Il y a, entre la COMIBOL et le MMM, comme un sérieux point de divergence...  Pour enfoncer un peu plus le clou il vient de se révéler que cette même COMIBOL est propriétaire de plus de 25 000 hectares de sol cultivables ! Et ce alors que la nouvelle loi agraire limite tout droit de propriété de sol cultivable á 5 000 hectares.

L'ensemble de ces distorsions, écrit le journaliste de La Patria, "montre qu'il y a une situation cruciale á tous les niveaux de la mine pour définir une véritable stratégie de production, tant que ne seront pas réglés clairement tous les niveaux du secteur minier".

Enfin, déclare la Fstmb, "Les mineurs salariés exigent l'application de la nouvelle loi minière et plus particulièrement de l'article 347 qui définit les modalités et garanties du travail pour les trois secteurs miniers - le privé, le nationalisé, les coopératives - et pour les garanties d'emploi et de travail, dans une reconnaissance d'égales responsabilités."

On le voit, le blocage des villes et des routes boliviennes n'est pas de l'ordre d'un folklore ou d'un sport national mais bien d'une lutte et d'une stratégie aux enjeux considérables. 



Quelques mots sur le lithium tout de même...

Les principales ressources aujourd'hui détectées se trouvent dans le désert d'Atacama, au Chili : 76 %. Viennent ensuite le Salar de Uyuni en Bolivie et le désert nord de l'Argentine. Mais il semble bien que la Chine et l'Iran connaissent aussi des ressources aujourd'hui non estimées, du moins par l'Occident.
La méthode utilisée pour son "extraction" est celle de l'évaporation solaire, cette méthode est peu polluante. Mais elle est dévoratrice de territoires désertiques et elle en transforme les conditions météorologiques (grande évaporation et pluies).

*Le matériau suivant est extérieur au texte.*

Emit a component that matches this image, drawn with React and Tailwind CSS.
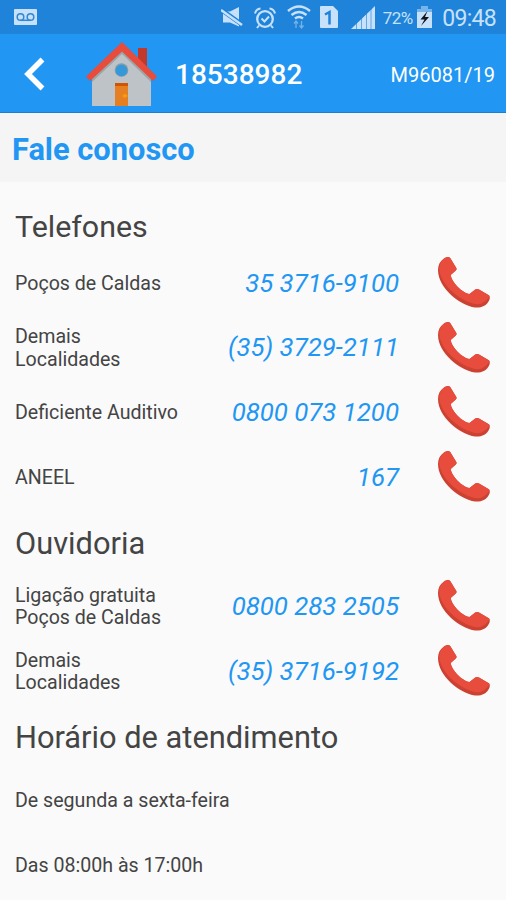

Il est utilisé dans l'industrie du verre et de la céramique, dans les manufactures de graisses et lubrifiants industriels ainsi que pour l'aluminium et l'industrie aéronautique. Enfin, il est nécessaire pour les batteries de véhicules électriques et, dans les années 2015 à 2025, il va devenir l'un des métaux essentiels au développement industriel planétaire.